When it comes to competition, he notes that there are a number of other companies that also integrate into EHR and enable the same kind of third party vendor integration. What McSherry says sets Xealth apart, though, "is the ability for physicians and care teams to then monitor patient utilization."

"For example, if a doctor prescribes a behavioral health tool to a patient to help with depression, but then isn’t able to see that the patient’s depression symptoms are worsening between visits, there is no way to intervene. By monitoring via the Xealth platform, the physician-patient relationship improves beyond the confinements of the doctor’s office, and overall care improves as a result," he told me. 

The company says that the new investment will go toward developing its technology, and for building out its team, specifically hiring more engineers and product professionals, as well as developing additional capabilities and integrating more devices.

"We are seeing advancements from device monitoring and connected devices to companion apps that come with a traditional therapeutic, and we are excited to explore these along with any other digital solutions that our health systems deem important," said McSherry.

Xealth's ultimate goal, he said, is to use analytics and data to "help health systems make data driven solutions in digital care to better provide for their patients."

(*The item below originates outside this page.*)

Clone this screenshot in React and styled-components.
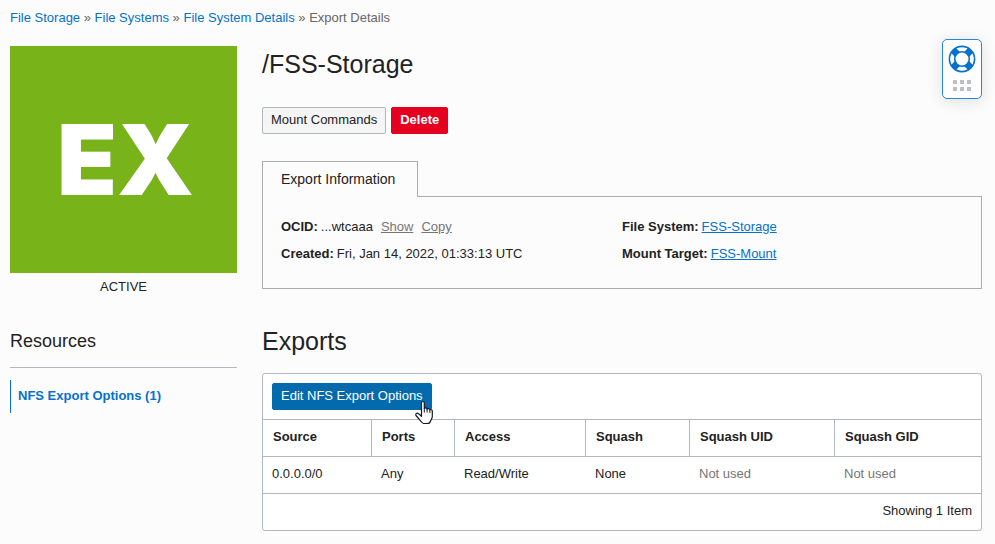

"We plan to further develop technology to meet the evolving digital health market, which is exploding. We are seeing advancements from device monitoring and connected devices to companion apps that come with a traditional therapeutic, all which need to be easy for doctors to order, easy for patients to receive, and analytics to show what is working. We continue to expand in terms of technology capabilities, health systems using our platform, and breadth of integrated vendors, simplifying the incorporation of digital health tools in care plans."